Supplied material:
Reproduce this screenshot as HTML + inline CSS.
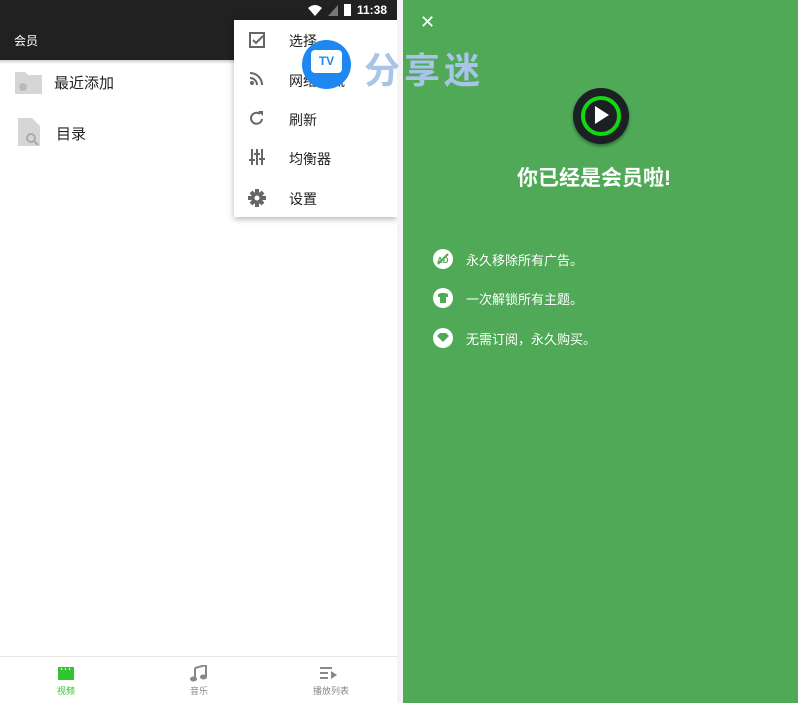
<!DOCTYPE html>
<html><head><meta charset="utf-8"><style>
*{margin:0;padding:0;box-sizing:border-box}
body{width:798px;height:703px;overflow:hidden;background:#fff;font-family:"Liberation Sans","Noto Sans CJK SC",sans-serif;position:relative}
.abs{position:absolute}
</style></head><body>
<div class="abs" style="left:0;top:0;width:397px;height:703px;background:#fff">
 <div class="abs" style="left:0;top:0;width:397px;height:60px;background:#212121"></div>
 <div class="abs" style="left:0;top:60px;width:397px;height:4px;background:linear-gradient(#ccc,#fff)"></div>
 <div class="abs" style="left:14px;top:32px;color:#fff;font-size:12px">会员</div>
 <div class="abs" style="right:10px;top:3px;color:#fff;font-size:12px;font-weight:bold;display:flex;align-items:center;gap:6px">
  <svg width="14" height="11"><path d="M0 3Q7-3 14 3L7 11Z" fill="#fff"/></svg>
  <svg width="10" height="11"><path d="M10 0V11H0Z" fill="#777"/></svg>
  <svg width="7" height="12"><rect width="7" height="12" fill="#fff"/></svg>
  <span>11:38</span></div>
 <svg class="abs" style="left:15px;top:70px" width="27" height="24"><path d="M0 2h10l3 3h14v19H0z" fill="#d6d6d6"/><circle cx="8" cy="17" r="4" fill="#bbb"/></svg>
 <div class="abs" style="left:54px;top:72px;font-size:15px;color:#222">最近添加</div>
 <svg class="abs" style="left:18px;top:118px" width="24" height="28"><path d="M0 0h14l8 8v20H0z" fill="#d6d6d6"/><circle cx="13" cy="20" r="4" fill="none" stroke="#aaa" stroke-width="2"/><path d="M16 23l4 4" stroke="#aaa" stroke-width="2"/></svg>
 <div class="abs" style="left:56px;top:123px;font-size:15px;color:#222">目录</div>
 <div class="abs" style="left:0;top:656px;width:397px;height:1px;background:#e6e6e6"></div>
 <svg class="abs" style="left:58px;top:667px" width="16" height="13"><rect width="16" height="13" fill="#2ec52e"/><path d="M3 1l1 2M7 1l1 2M11 1l1 2" stroke="#fff" stroke-width="1"/></svg>
 <div class="abs" style="left:57px;top:684px;font-size:9px;color:#2ec52e">视频</div>
 <svg class="abs" style="left:190px;top:665px" width="17" height="17"><path d="M5 3l11-3v12" fill="none" stroke="#888" stroke-width="2"/><path d="M5 3v11" stroke="#888" stroke-width="2"/><ellipse cx="3.5" cy="14" rx="3.5" ry="2.5" fill="#888"/><ellipse cx="13.5" cy="12" rx="3.5" ry="2.5" fill="#888"/></svg>
 <div class="abs" style="left:190px;top:684px;font-size:9px;color:#888">音乐</div>
 <svg class="abs" style="left:320px;top:667px" width="18" height="12"><path d="M0 1h12M0 6h8M0 11h8" stroke="#888" stroke-width="2"/><path d="M11 4l6 4-6 4z" fill="#888"/></svg>
 <div class="abs" style="left:313px;top:684px;font-size:9px;color:#888">播放列表</div>
 <div class="abs" style="left:234px;top:20px;width:163px;height:197px;background:#fff;box-shadow:0 2px 6px rgba(0,0,0,.3)">
  <svg class="abs" style="left:15px;top:12px" width="16" height="16"><path d="M1 1h14v14H1z" fill="none" stroke="#666" stroke-width="2"/><path d="M4 8l3 3 7-7" fill="none" stroke="#666" stroke-width="2"/></svg>
  <div class="abs" style="left:55px;top:11px;font-size:14px;color:#222">选择</div>
  <svg class="abs" style="left:16px;top:52px" width="13" height="13"><circle cx="2" cy="11" r="2" fill="#666"/><path d="M0 6a7 7 0 0 1 7 7M0 1a12 12 0 0 1 12 12" fill="none" stroke="#666" stroke-width="2"/></svg>
  <div class="abs" style="left:55px;top:51px;font-size:14px;color:#222">网络串流</div>
  <svg class="abs" style="left:15px;top:91px" width="15" height="15"><path d="M13 8A5.5 5.5 0 1 1 11 3" fill="none" stroke="#666" stroke-width="2"/><path d="M9 0h5v5z" fill="#666"/></svg>
  <div class="abs" style="left:55px;top:90px;font-size:14px;color:#222">刷新</div>
  <svg class="abs" style="left:15px;top:129px" width="16" height="16"><path d="M3 0v16M8 0v16M13 0v16" stroke="#666" stroke-width="2"/><path d="M0 11h6M5 5h6M10 10h6" stroke="#666" stroke-width="2"/></svg>
  <div class="abs" style="left:55px;top:129px;font-size:14px;color:#222">均衡器</div>
  <svg class="abs" style="left:14px;top:169px" width="18" height="18"><g stroke="#666" stroke-width="4"><path d="M9 0v18M0 9h18M3 3l12 12M15 3L3 15"/></g><circle cx="9" cy="9" r="6" fill="#666"/><circle cx="9" cy="9" r="2.5" fill="#fff"/></svg>
  <div class="abs" style="left:55px;top:169px;font-size:14px;color:#222">设置</div>
 </div>
 <div class="abs" style="left:302px;top:40px;width:49px;height:49px;border-radius:50%;background:#1e88f0"></div>
 <div class="abs" style="left:311px;top:50px;width:31px;height:23px;border-radius:4px;background:#fff;color:#1e88f0;font-size:12px;font-weight:bold;text-align:center;line-height:23px">TV</div>
</div>
<div class="abs" style="left:397px;top:0;width:6px;height:703px;background:#f4f4f4"></div>
<div class="abs" style="left:403px;top:0;width:395px;height:703px;background:#4fa957">
 <div class="abs" style="left:17px;top:12px;color:#fff;font-size:18px">✕</div>
 <div class="abs" style="left:170px;top:88px;width:56px;height:56px;border-radius:50%;background:#1c1f24;box-shadow:0 2px 3px rgba(0,0,0,.4)"></div>
 <div class="abs" style="left:178px;top:96px;width:40px;height:40px;border-radius:50%;border:4px solid #12d812"></div>
 <svg class="abs" style="left:192px;top:106px" width="14" height="18"><path d="M0 0l14 9-14 9z" fill="#fff"/></svg>
 <div class="abs" style="left:0;width:382px;top:162px;text-align:center;color:#fff;font-size:21px;font-weight:bold">你已经是会员啦!</div>
 <svg class="abs" style="left:30px;top:249px" width="20" height="20"><circle cx="10" cy="10" r="10" fill="#fff"/><path d="M5 15L15 5" stroke="#4fa957" stroke-width="2"/><text x="4" y="14" font-size="8" font-weight="bold" fill="#4fa957" font-family="Liberation Sans">AD</text></svg>
 <div class="abs" style="left:63px;top:250px;color:#fff;font-size:13px">永久移除所有广告。</div>
 <svg class="abs" style="left:30px;top:288px" width="20" height="20"><circle cx="10" cy="10" r="10" fill="#fff"/><path d="M5 6l3-1h4l3 1v3h-2v6H7V9H5z" fill="#4fa957"/></svg>
 <div class="abs" style="left:63px;top:289px;color:#fff;font-size:13px">一次解锁所有主题。</div>
 <svg class="abs" style="left:30px;top:328px" width="20" height="20"><circle cx="10" cy="10" r="10" fill="#fff"/><path d="M4 8l3-3h6l3 3-6 6z" fill="#4fa957"/></svg>
 <div class="abs" style="left:63px;top:329px;color:#fff;font-size:13px">无需订阅，永久购买。</div>
</div>
<div class="abs" style="left:364px;top:42px;color:#a8c4e6;font-size:36px;font-weight:bold;letter-spacing:4px">分享迷</div>
</body></html>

Exercise task:
Repeat the data in full and exactly. Omit pictures.

Exercise solution:
Reproduce this screenshot as HTML + inline CSS.
<!DOCTYPE html>
<html><head><meta charset="utf-8"><style>
*{margin:0;padding:0;box-sizing:border-box}
body{width:798px;height:703px;overflow:hidden;background:#fff;font-family:"Liberation Sans","Noto Sans CJK SC",sans-serif;position:relative}
.abs{position:absolute}
</style></head><body>
<div class="abs" style="left:0;top:0;width:397px;height:703px;background:#fff">
 <div class="abs" style="left:0;top:0;width:397px;height:60px;background:#212121"></div>
 <div class="abs" style="left:0;top:60px;width:397px;height:4px;background:linear-gradient(#ccc,#fff)"></div>
 <div class="abs" style="left:14px;top:32px;color:#fff;font-size:12px">会员</div>
 <div class="abs" style="right:10px;top:3px;color:#fff;font-size:12px;font-weight:bold;display:flex;align-items:center;gap:6px">
  <svg width="14" height="11"><path d="M0 3Q7-3 14 3L7 11Z" fill="#fff"/></svg>
  <svg width="10" height="11"><path d="M10 0V11H0Z" fill="#777"/></svg>
  <svg width="7" height="12"><rect width="7" height="12" fill="#fff"/></svg>
  <span>11:38</span></div>
 <svg class="abs" style="left:15px;top:70px" width="27" height="24"><path d="M0 2h10l3 3h14v19H0z" fill="#d6d6d6"/><circle cx="8" cy="17" r="4" fill="#bbb"/></svg>
 <div class="abs" style="left:54px;top:72px;font-size:15px;color:#222">最近添加</div>
 <svg class="abs" style="left:18px;top:118px" width="24" height="28"><path d="M0 0h14l8 8v20H0z" fill="#d6d6d6"/><circle cx="13" cy="20" r="4" fill="none" stroke="#aaa" stroke-width="2"/><path d="M16 23l4 4" stroke="#aaa" stroke-width="2"/></svg>
 <div class="abs" style="left:56px;top:123px;font-size:15px;color:#222">目录</div>
 <div class="abs" style="left:0;top:656px;width:397px;height:1px;background:#e6e6e6"></div>
 <svg class="abs" style="left:58px;top:667px" width="16" height="13"><rect width="16" height="13" fill="#2ec52e"/><path d="M3 1l1 2M7 1l1 2M11 1l1 2" stroke="#fff" stroke-width="1"/></svg>
 <div class="abs" style="left:57px;top:684px;font-size:9px;color:#2ec52e">视频</div>
 <svg class="abs" style="left:190px;top:665px" width="17" height="17"><path d="M5 3l11-3v12" fill="none" stroke="#888" stroke-width="2"/><path d="M5 3v11" stroke="#888" stroke-width="2"/><ellipse cx="3.5" cy="14" rx="3.5" ry="2.5" fill="#888"/><ellipse cx="13.5" cy="12" rx="3.5" ry="2.5" fill="#888"/></svg>
 <div class="abs" style="left:190px;top:684px;font-size:9px;color:#888">音乐</div>
 <svg class="abs" style="left:320px;top:667px" width="18" height="12"><path d="M0 1h12M0 6h8M0 11h8" stroke="#888" stroke-width="2"/><path d="M11 4l6 4-6 4z" fill="#888"/></svg>
 <div class="abs" style="left:313px;top:684px;font-size:9px;color:#888">播放列表</div>
 <div class="abs" style="left:234px;top:20px;width:163px;height:197px;background:#fff;box-shadow:0 2px 6px rgba(0,0,0,.3)">
  <svg class="abs" style="left:15px;top:12px" width="16" height="16"><path d="M1 1h14v14H1z" fill="none" stroke="#666" stroke-width="2"/><path d="M4 8l3 3 7-7" fill="none" stroke="#666" stroke-width="2"/></svg>
  <div class="abs" style="left:55px;top:11px;font-size:14px;color:#222">选择</div>
  <svg class="abs" style="left:16px;top:52px" width="13" height="13"><circle cx="2" cy="11" r="2" fill="#666"/><path d="M0 6a7 7 0 0 1 7 7M0 1a12 12 0 0 1 12 12" fill="none" stroke="#666" stroke-width="2"/></svg>
  <div class="abs" style="left:55px;top:51px;font-size:14px;color:#222">网络串流</div>
  <svg class="abs" style="left:15px;top:91px" width="15" height="15"><path d="M13 8A5.5 5.5 0 1 1 11 3" fill="none" stroke="#666" stroke-width="2"/><path d="M9 0h5v5z" fill="#666"/></svg>
  <div class="abs" style="left:55px;top:90px;font-size:14px;color:#222">刷新</div>
  <svg class="abs" style="left:15px;top:129px" width="16" height="16"><path d="M3 0v16M8 0v16M13 0v16" stroke="#666" stroke-width="2"/><path d="M0 11h6M5 5h6M10 10h6" stroke="#666" stroke-width="2"/></svg>
  <div class="abs" style="left:55px;top:129px;font-size:14px;color:#222">均衡器</div>
  <svg class="abs" style="left:14px;top:169px" width="18" height="18"><g stroke="#666" stroke-width="4"><path d="M9 0v18M0 9h18M3 3l12 12M15 3L3 15"/></g><circle cx="9" cy="9" r="6" fill="#666"/><circle cx="9" cy="9" r="2.5" fill="#fff"/></svg>
  <div class="abs" style="left:55px;top:169px;font-size:14px;color:#222">设置</div>
 </div>
 <div class="abs" style="left:302px;top:40px;width:49px;height:49px;border-radius:50%;background:#1e88f0"></div>
 <div class="abs" style="left:311px;top:50px;width:31px;height:23px;border-radius:4px;background:#fff;color:#1e88f0;font-size:12px;font-weight:bold;text-align:center;line-height:23px">TV</div>
</div>
<div class="abs" style="left:397px;top:0;width:6px;height:703px;background:#f4f4f4"></div>
<div class="abs" style="left:403px;top:0;width:395px;height:703px;background:#4fa957">
 <div class="abs" style="left:17px;top:12px;color:#fff;font-size:18px">✕</div>
 <div class="abs" style="left:170px;top:88px;width:56px;height:56px;border-radius:50%;background:#1c1f24;box-shadow:0 2px 3px rgba(0,0,0,.4)"></div>
 <div class="abs" style="left:178px;top:96px;width:40px;height:40px;border-radius:50%;border:4px solid #12d812"></div>
 <svg class="abs" style="left:192px;top:106px" width="14" height="18"><path d="M0 0l14 9-14 9z" fill="#fff"/></svg>
 <div class="abs" style="left:0;width:382px;top:162px;text-align:center;color:#fff;font-size:21px;font-weight:bold">你已经是会员啦!</div>
 <svg class="abs" style="left:30px;top:249px" width="20" height="20"><circle cx="10" cy="10" r="10" fill="#fff"/><path d="M5 15L15 5" stroke="#4fa957" stroke-width="2"/><text x="4" y="14" font-size="8" font-weight="bold" fill="#4fa957" font-family="Liberation Sans">AD</text></svg>
 <div class="abs" style="left:63px;top:250px;color:#fff;font-size:13px">永久移除所有广告。</div>
 <svg class="abs" style="left:30px;top:288px" width="20" height="20"><circle cx="10" cy="10" r="10" fill="#fff"/><path d="M5 6l3-1h4l3 1v3h-2v6H7V9H5z" fill="#4fa957"/></svg>
 <div class="abs" style="left:63px;top:289px;color:#fff;font-size:13px">一次解锁所有主题。</div>
 <svg class="abs" style="left:30px;top:328px" width="20" height="20"><circle cx="10" cy="10" r="10" fill="#fff"/><path d="M4 8l3-3h6l3 3-6 6z" fill="#4fa957"/></svg>
 <div class="abs" style="left:63px;top:329px;color:#fff;font-size:13px">无需订阅，永久购买。</div>
</div>
<div class="abs" style="left:364px;top:42px;color:#a8c4e6;font-size:36px;font-weight:bold;letter-spacing:4px">分享迷</div>
</body></html>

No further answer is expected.